- Written exercise: Return the material word for word. Do not include pictures.

- Data excerpt:
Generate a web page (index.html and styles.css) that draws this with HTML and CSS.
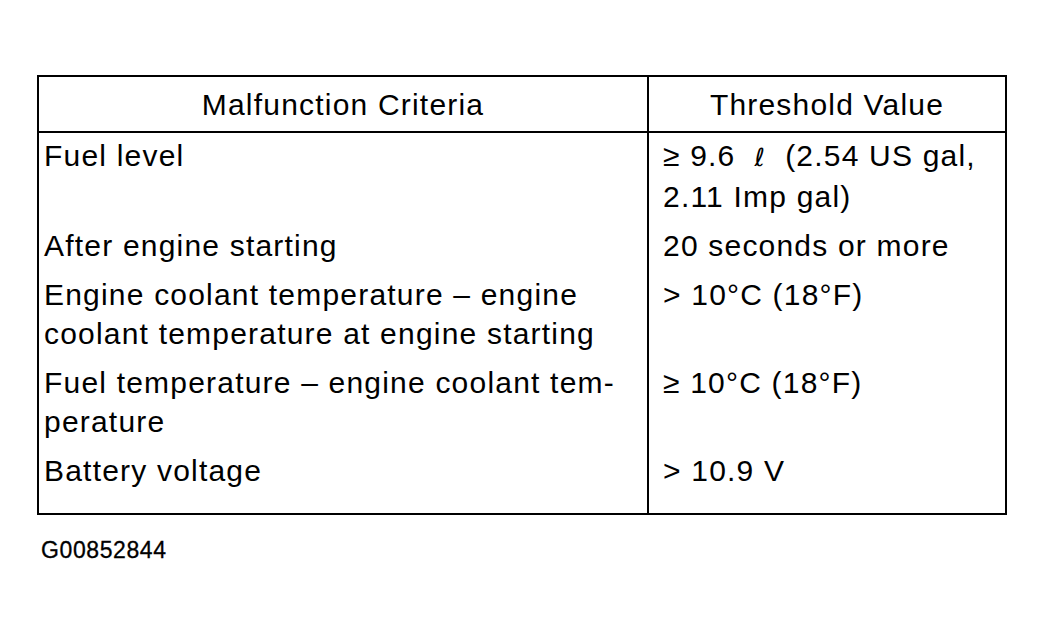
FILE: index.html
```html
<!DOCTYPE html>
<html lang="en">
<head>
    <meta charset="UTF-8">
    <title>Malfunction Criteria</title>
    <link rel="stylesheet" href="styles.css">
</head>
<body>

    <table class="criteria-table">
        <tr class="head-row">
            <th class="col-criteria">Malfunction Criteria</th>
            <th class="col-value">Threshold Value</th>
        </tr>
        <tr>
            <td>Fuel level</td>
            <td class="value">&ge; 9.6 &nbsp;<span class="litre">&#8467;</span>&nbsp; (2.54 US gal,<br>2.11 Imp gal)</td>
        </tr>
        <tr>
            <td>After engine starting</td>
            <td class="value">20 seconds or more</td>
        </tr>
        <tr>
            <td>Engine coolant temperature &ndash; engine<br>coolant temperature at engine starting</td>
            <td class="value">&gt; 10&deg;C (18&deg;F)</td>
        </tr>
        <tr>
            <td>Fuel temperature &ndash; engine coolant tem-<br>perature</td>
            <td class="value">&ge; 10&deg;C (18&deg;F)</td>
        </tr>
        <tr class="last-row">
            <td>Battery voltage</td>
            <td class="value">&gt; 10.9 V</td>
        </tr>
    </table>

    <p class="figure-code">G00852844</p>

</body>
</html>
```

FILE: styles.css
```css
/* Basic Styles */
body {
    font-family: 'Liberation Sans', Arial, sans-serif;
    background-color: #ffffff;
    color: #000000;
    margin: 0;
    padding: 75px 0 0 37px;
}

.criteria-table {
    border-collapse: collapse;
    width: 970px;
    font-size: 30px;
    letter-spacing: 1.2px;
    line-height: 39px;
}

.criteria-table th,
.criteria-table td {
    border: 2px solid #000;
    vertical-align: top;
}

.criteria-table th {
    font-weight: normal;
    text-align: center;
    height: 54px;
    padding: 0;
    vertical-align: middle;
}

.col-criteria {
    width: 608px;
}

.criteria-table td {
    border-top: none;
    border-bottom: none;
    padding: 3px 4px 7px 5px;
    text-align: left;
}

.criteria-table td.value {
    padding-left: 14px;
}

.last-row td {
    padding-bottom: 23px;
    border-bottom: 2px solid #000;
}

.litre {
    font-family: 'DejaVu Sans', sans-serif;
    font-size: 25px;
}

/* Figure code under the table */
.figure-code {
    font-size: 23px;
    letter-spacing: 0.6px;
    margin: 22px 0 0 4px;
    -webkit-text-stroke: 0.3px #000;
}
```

- Solution to the exercise:
Generate a web page (index.html and styles.css) that draws this with HTML and CSS.
FILE: index.html
```html
<!DOCTYPE html>
<html lang="en">
<head>
    <meta charset="UTF-8">
    <title>Malfunction Criteria</title>
    <link rel="stylesheet" href="styles.css">
</head>
<body>

    <table class="criteria-table">
        <tr class="head-row">
            <th class="col-criteria">Malfunction Criteria</th>
            <th class="col-value">Threshold Value</th>
        </tr>
        <tr>
            <td>Fuel level</td>
            <td class="value">&ge; 9.6 &nbsp;<span class="litre">&#8467;</span>&nbsp; (2.54 US gal,<br>2.11 Imp gal)</td>
        </tr>
        <tr>
            <td>After engine starting</td>
            <td class="value">20 seconds or more</td>
        </tr>
        <tr>
            <td>Engine coolant temperature &ndash; engine<br>coolant temperature at engine starting</td>
            <td class="value">&gt; 10&deg;C (18&deg;F)</td>
        </tr>
        <tr>
            <td>Fuel temperature &ndash; engine coolant tem-<br>perature</td>
            <td class="value">&ge; 10&deg;C (18&deg;F)</td>
        </tr>
        <tr class="last-row">
            <td>Battery voltage</td>
            <td class="value">&gt; 10.9 V</td>
        </tr>
    </table>

    <p class="figure-code">G00852844</p>

</body>
</html>
```

FILE: styles.css
```css
/* Basic Styles */
body {
    font-family: 'Liberation Sans', Arial, sans-serif;
    background-color: #ffffff;
    color: #000000;
    margin: 0;
    padding: 75px 0 0 37px;
}

.criteria-table {
    border-collapse: collapse;
    width: 970px;
    font-size: 30px;
    letter-spacing: 1.2px;
    line-height: 39px;
}

.criteria-table th,
.criteria-table td {
    border: 2px solid #000;
    vertical-align: top;
}

.criteria-table th {
    font-weight: normal;
    text-align: center;
    height: 54px;
    padding: 0;
    vertical-align: middle;
}

.col-criteria {
    width: 608px;
}

.criteria-table td {
    border-top: none;
    border-bottom: none;
    padding: 3px 4px 7px 5px;
    text-align: left;
}

.criteria-table td.value {
    padding-left: 14px;
}

.last-row td {
    padding-bottom: 23px;
    border-bottom: 2px solid #000;
}

.litre {
    font-family: 'DejaVu Sans', sans-serif;
    font-size: 25px;
}

/* Figure code under the table */
.figure-code {
    font-size: 23px;
    letter-spacing: 0.6px;
    margin: 22px 0 0 4px;
    -webkit-text-stroke: 0.3px #000;
}
```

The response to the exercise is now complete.